ALEGRÍA

Domingo II del Tiempo Ordinario

16 enero 2022

Jn 2, 1-11

En aquel tiempo, había una boda en Caná de Galilea y la madre de Jesús estaba allí; Jesús y sus discípulos estaban también invitados a la boda. Faltó el vino y la madre de Jesús le dijo: “No les queda vino”. Jesús le contestó: “Mujer, déjame, todavía no ha llegado mi hora”. Su madre dijo a los sirvientes: “Haced lo que él os diga”. Había allí colocadas seis tinajas de piedra, para las purificaciones de los judíos, de unos cien litros cada una. Jesús les dijo: “Llenad las tinajas de agua”. Y las llenaron hasta arriba. Entonces les mandó: “Sacad ahora, y llevádselo al mayordomo”. Ellos se lo llevaron. El mayordomo probó el agua convertida en vino sin saber de dónde venía (los sirvientes sí lo sabían, pues habían sacado el agua), y entonces llamó al novio y le dijo: “Todo el mundo pone primero el vino bueno y cuando ya están bebidos, el peor; tú en cambio has guardado el vino bueno hasta ahora”. Así, en Caná de Galilea, Jesús comenzó sus signos, manifestó su gloria y creció la fe de sus discípulos en él.

ALEGRÍA

“La alegría es señal inequívoca de que la vida triunfa”, escribía el filósofo Henri Bergson. Y no parece casual que el “primer signo” que el evangelio de Juan atribuye a Jesús tenga que ver justamente con esa actitud vital.

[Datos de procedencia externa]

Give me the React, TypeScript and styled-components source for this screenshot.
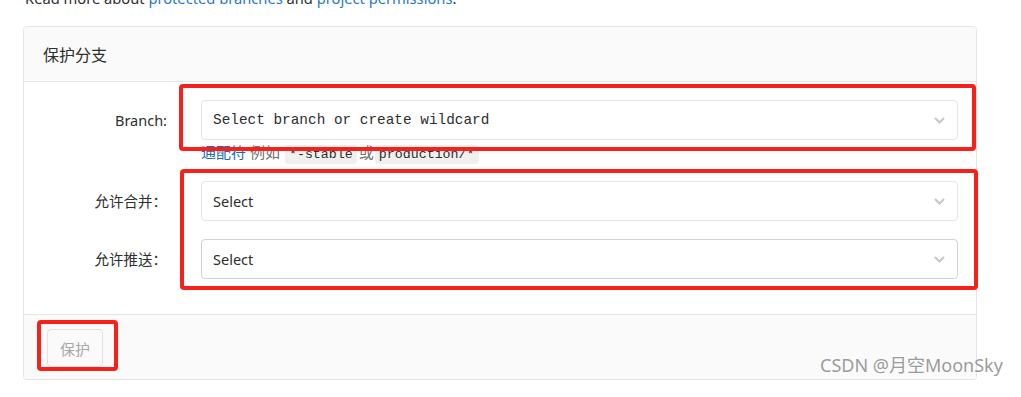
import React from "react"
import styled, { createGlobalStyle } from "styled-components"

const GlobalStyle = createGlobalStyle`
  * { box-sizing: border-box; }
  html, body {
    margin: 0;
    background: #fff;
    font-family: "Noto Sans", "Noto Sans CJK SC", sans-serif;
    color: #2e2e2e;
    overflow: hidden;
  }
`

const colors = {
  border: "#e5e5e5",
  panel: "#fafafa",
  text: "#2e2e2e",
  muted: "#707070",
  link: "#1f78d1",
  mark: "#f5211a",
}

const Page = styled.div`
  position: relative;
  height: 397px;
  padding-left: 23px;
`

const Intro = styled.p`
  margin: -12px 0 18px 2px;
  font-size: 14.7px;
  line-height: 20px;
`

const Link = styled.a`
  color: ${colors.link};
  text-decoration: none;
`

const Card = styled.section`
  width: 954px;
  border: 1px solid ${colors.border};
  border-radius: 4px;
`

const CardHeader = styled.header`
  height: 55px;
  display: flex;
  align-items: center;
  padding: 0 19px;
  background: ${colors.panel};
  border-bottom: 1px solid ${colors.border};
  border-radius: 4px 4px 0 0;
  font-size: 16px;
`

const CardBody = styled.div`
  display: flex;
  flex-direction: column;
  gap: 16px;
  padding: 18px 18px 35px 0;
`

const Group = styled.div`
  position: relative;
  display: flex;
  flex-direction: column;
  gap: 18px;
`

const Row = styled.div`
  display: grid;
  grid-template-columns: 143px 1fr;
  column-gap: 34px;
`

const Label = styled.label`
  text-align: right;
  font-size: 14.5px;
  line-height: 40px;
  white-space: nowrap;
`

const Field = styled.div`
  display: flex;
  flex-direction: column;
`

const SelectBox = styled.div<{ $mono?: boolean; $strong?: boolean }>`
  position: relative;
  height: 40px;
  display: flex;
  align-items: center;
  justify-content: space-between;
  padding: 0 12px 0 11px;
  border: 1px solid ${(p) => (p.$strong ? "#d2d2d2" : colors.border)};
  border-radius: 4px;
  background: #fff;
  font-family: ${(p) =>
    p.$mono ? `"Liberation Mono", "DejaVu Sans Mono", monospace` : "inherit"};
  font-size: ${(p) => (p.$mono ? "14.4px" : "14.5px")};
`

const Help = styled.div`
  margin-top: 2px;
  font-size: 15px;
  line-height: 20px;
  color: ${colors.muted};
  white-space: nowrap;
`

const HelpLink = styled.a`
  color: #1b69b6;
  text-decoration: none;
`

const Code = styled.code<{ $last?: boolean }>`
  margin: 0 ${(p) => (p.$last ? 0 : 2)}px 0 ${(p) => (p.$last ? 1 : 5)}px;
  padding: 2px 4px;
  border-radius: 3px;
  background: #f0f0f0;
  color: #2e2e2e;
  font-family: "Liberation Mono", "DejaVu Sans Mono", monospace;
  font-size: 13.3px;
`

const CardFooter = styled.footer`
  height: 65px;
  padding: 14px 23px;
  background: ${colors.panel};
  border-top: 1px solid ${colors.border};
  border-radius: 0 0 4px 4px;
`

const Button = styled.button`
  position: relative;
  height: 38px;
  padding: 0 12px;
  border: 1px solid #e0e0e0;
  border-radius: 4px;
  background: #fafafa;
  color: #a7a7a7;
  font-family: inherit;
  font-size: 15px;
`

const Mark = styled.span<{ $t: number; $r: number; $b: number; $l: number }>`
  position: absolute;
  z-index: 2;
  top: ${(p) => p.$t}px;
  right: ${(p) => p.$r}px;
  bottom: ${(p) => p.$b}px;
  left: ${(p) => p.$l}px;
  border: 4px solid ${colors.mark};
  border-radius: 4px;
  pointer-events: none;
`

const Watermark = styled.div`
  position: absolute;
  left: 820px;
  top: 366px;
  font-size: 18px;
  line-height: 22px;
  color: #9b9b9b;
  text-shadow: 0 0 2px #fff;
  white-space: nowrap;
`

function Chevron() {
  return (
    <svg width="11" height="7" viewBox="0 0 11 7">
      <polyline
        points="1,1 5.5,5.5 10,1"
        fill="none"
        stroke="#c6c6c6"
        strokeWidth="2"
      />
    </svg>
  )
}

export default function App() {
  return (
    <Page>
      <GlobalStyle />
      <Intro>
        Read more about <Link>protected branches</Link> and{" "}
        <Link>project permissions</Link>.
      </Intro>

      <Card>
        <CardHeader>保护分支</CardHeader>

        <CardBody>
          <Row>
            <Label>Branch:</Label>
            <Field>
              <SelectBox $mono>
                Select branch or create wildcard
                <Chevron />
                <Mark $t={-17} $r={-19} $b={-12} $l={-23} />
              </SelectBox>
              <Help>
                <HelpLink>通配符</HelpLink> 例如<Code>*-stable</Code>或
                <Code $last>production/*</Code>
              </Help>
            </Field>
          </Row>

          <Group>
            <Row>
              <Label>允许合并：</Label>
              <SelectBox>
                Select
                <Chevron />
              </SelectBox>
            </Row>
            <Row>
              <Label>允许推送：</Label>
              <SelectBox $strong>
                Select
                <Chevron />
              </SelectBox>
            </Row>
            <Mark $t={-12} $r={-20} $b={-11} $l={156} />
          </Group>
        </CardBody>

        <CardFooter>
          <Button disabled>
            保护
            <Mark $t={-10} $r={-16} $b={-5} $l={-11} />
          </Button>
        </CardFooter>
      </Card>

      <Watermark>CSDN @月空MoonSky</Watermark>
    </Page>
  )
}
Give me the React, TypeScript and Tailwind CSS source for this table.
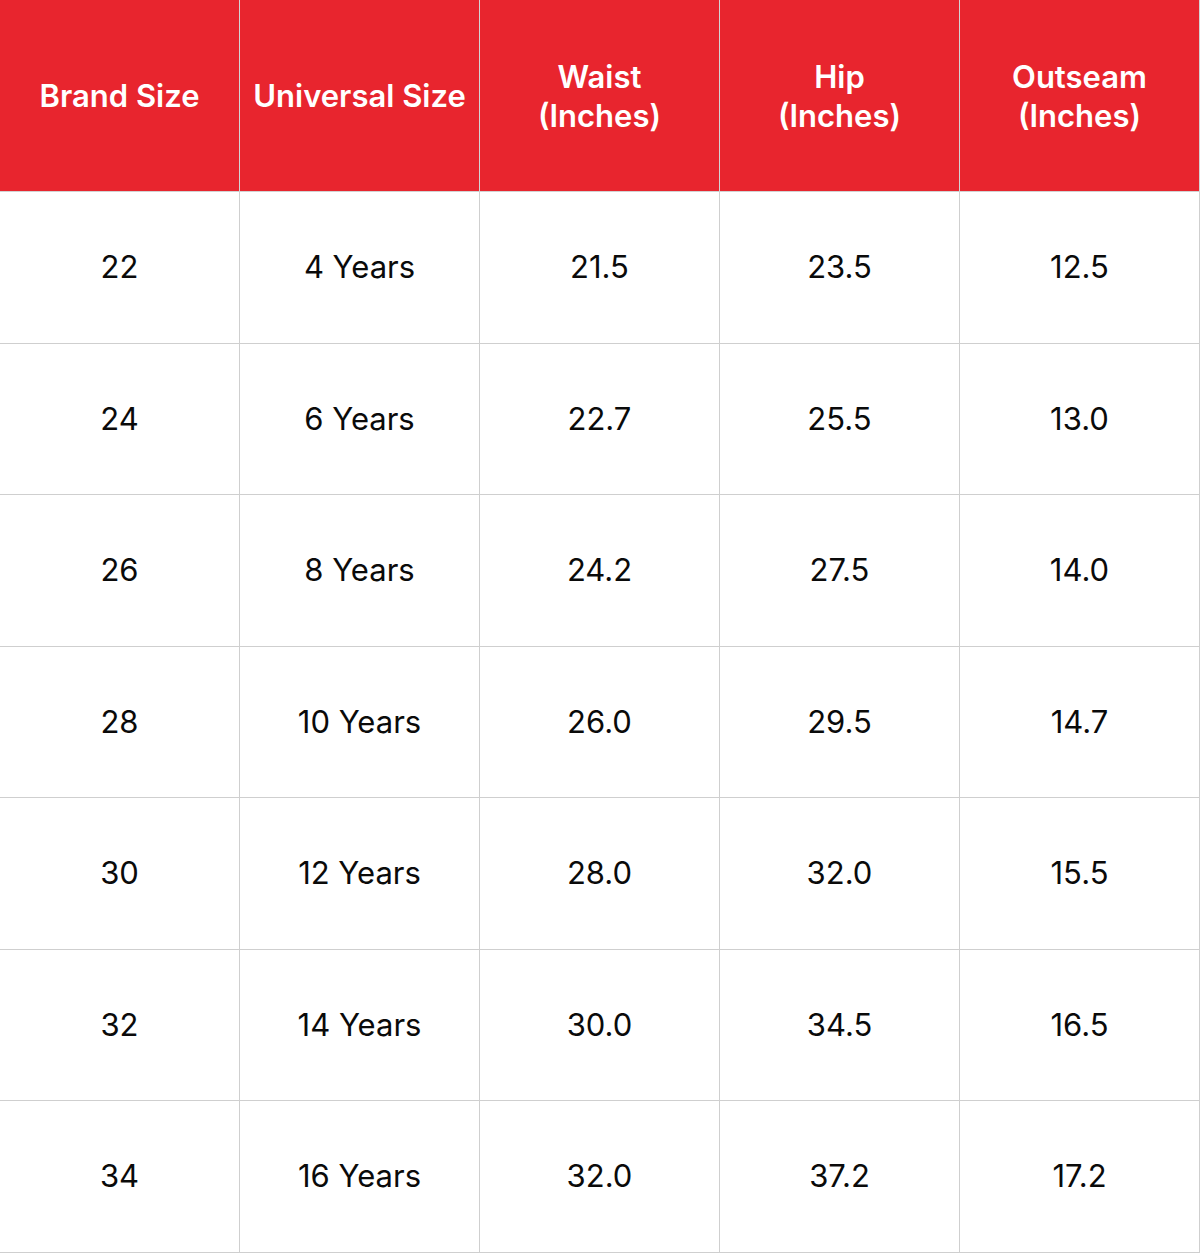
import React from "react";

const headers = [
  ["Brand Size"],
  ["Universal Size"],
  ["Waist", "(Inches)"],
  ["Hip", "(Inches)"],
  ["Outseam", "(Inches)"],
];

const rows = [
  ["22", "4 Years", "21.5", "23.5", "12.5"],
  ["24", "6 Years", "22.7", "25.5", "13.0"],
  ["26", "8 Years", "24.2", "27.5", "14.0"],
  ["28", "10 Years", "26.0", "29.5", "14.7"],
  ["30", "12 Years", "28.0", "32.0", "15.5"],
  ["32", "14 Years", "30.0", "34.5", "16.5"],
  ["34", "16 Years", "32.0", "37.2", "17.2"],
];

const App = () => {
  return (
    <div className="w-[1200px] bg-white font-['Inter',sans-serif]">
      {/* header */}
      <div className="flex h-[192px] bg-[#e8252e]">
        {headers.map((lines, i) => (
          <div
            key={i}
            className="flex w-[240px] flex-col items-center justify-center border-r border-b border-[#d2d2d2] text-[31px] font-semibold leading-[39px] text-white"
          >
            {lines.map((l) => (
              <span key={l}>{l}</span>
            ))}
          </div>
        ))}
      </div>

      {/* body */}
      {rows.map((row, r) => (
        <div key={r} className={`flex ${r % 2 === 0 ? "h-[152px]" : "h-[151px]"}`}>
          {row.map((cell, c) => (
            <div
              key={c}
              className="flex w-[240px] items-center justify-center border-r border-b border-[#cfcfcf] text-[31px] text-[#0a0a0a]"
            >
              {cell}
            </div>
          ))}
        </div>
      ))}
    </div>
  );
};

export default App;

La alegría es el primer fruto natural de la vida que no ha sido bloqueada, porque es una con ella. Sin negar nuestra vulnerabilidad, que explica los altibajos emocionales y condicionamientos de todo tipo con los que nos vemos obligados a lidiar en nuestra existencia cotidiana, la alegría se sitúa en un “lugar” que se halla siempre a salvo. Porque es una realidad transpersonal.

Ello significa que no se trata de “algo” que podemos (o no) tener; no es una “cualidad” que hayamos de conquistar. Es lo que somos en nuestra identidad profunda. Y podemos experimentarla como un anhelo que busca fluir a través de nuestra persona.

Puede ocurrir, sin embargo, que nos vivamos desconectados de ella, debido a dos factores que se alimentan mutuamente. Por un lado, hemos podido crecer con carencias o dolencias de todo tipo -físicas, económicas, psicológicas, relacionales…- que siguen pesándonos y, en mayor o menor medida, nos mantienen atrapados en la tristeza, la decepción, la angustia, el enfado, el resentimiento o incluso la apatía. Por otro, en relación con lo vivido, nuestra mente ha podido generar un modo de funcionar alejado de la vida y de la verdad de lo que somos, dando lugar a patrones de pensamiento erróneos y a creencias irracionales que, en última instancia, son la fuente de nuestra desdicha.

Redescubrir la alegría que somos y reconectar con ella requiere un trabajo de “limpieza” o “higiene mental”, que no consiste únicamente en modificar unas creencias (irracionales) por otras (más ajustadas), sino en tomar distancia de la mente porque aprendemos a vivir en “otro lugar”: en la atención. en el no-pensamiento (el «no-saber», del que han hablado siempre los sabios), en el no-juicio, en el silencio de la mente…, en el Testigo.

Así como la mente es el lugar del razonamiento y necesitamos utilizarla para desenvolvernos adecuadamente en nuestra vida cotidiana, el Testigo es el lugar de la Comprensión que, más allá de los recurrentes y cansinos mensajes mentales, nos permite entrar en contacto y vivir en conexión con lo que realmente somos. Con lo cual, venimos a descubrir que el camino para descubrir y vivir nuestra verdad pasa por el silencio de la mente.

Cuando la mente se silencia, fluye la alegría, de la misma manera que fluye la gratitud. Es por esto que, tal como reza el dicho, no necesitas nada para ser feliz; en cambio, necesitas algo para estar triste.

¿Qué me da resultado para conectar con la alegría?